The difference is due to qualities of text training data used in training the two types of model.
The LLM models are trained on large amounts of text, and learn grammar rules very well. There are lots of examples of negation in the training data. The trained models can process what negation means in phrases, and what that may mean for the following phrases, i.e. what they are likely to generate when a term such as "no elephants" is in the previous context.
The image models are trained on images paired with image descriptions. Part of the image training process involves creating a shared multimodal "concept space" where text and image descriptions both resolve to the same descriptive vector*. This allows the generator to measure how far away a generation so far is from an image with the same description as its text input. It can then use that to adjust the image pixels towards something with a more similar concept vector to the text.

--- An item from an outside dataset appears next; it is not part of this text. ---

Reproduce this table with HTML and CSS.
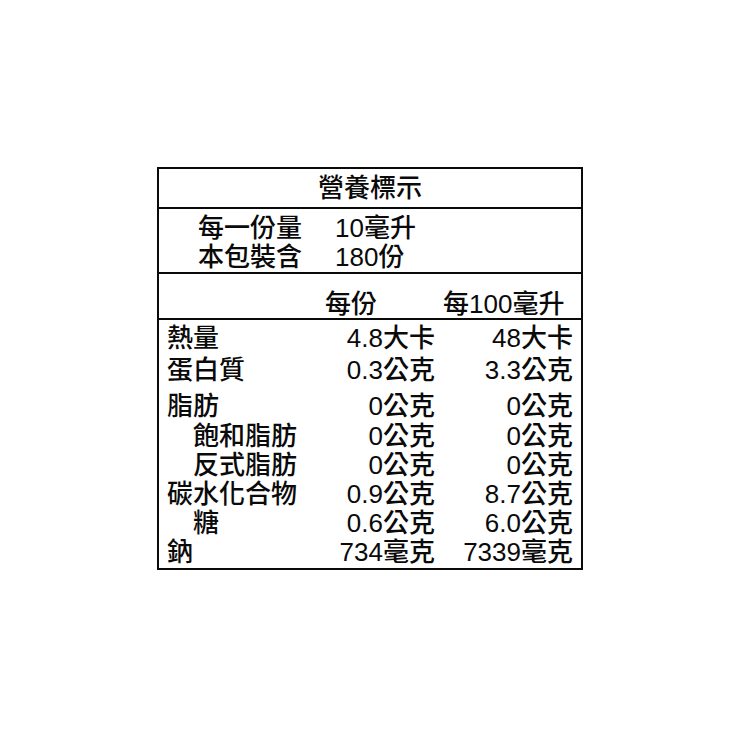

The thing that is generally missing from the image/text pairs is negation. It is rare to have images described by what is not in them, and definitely not text generally covering all the details in a complex image - like your zoo image - that are not there. There are therefore very few places in the "concept space" which cover the negation of some element or other. In fact you often get the opposite effect in a generator like DALL.E - the more you mention an element, positively or negatively, the more prominently it will appear in the image.
Image generators can and do allow for this. They allow the use of negative prompts (Stable Diffusion), or prompt weights which can be negative (Midjourney). These work by adding the negation of the concept vector, based on the text in the separate negative prompt. The image, whilst generating, will be adjusted to not be like, or not contain, the concept in the negative prompt.
I don't know why DALL.E does not support the use of negative prompts.
* It's more complex than that, what I describe is very roughly how CLIP guidance works.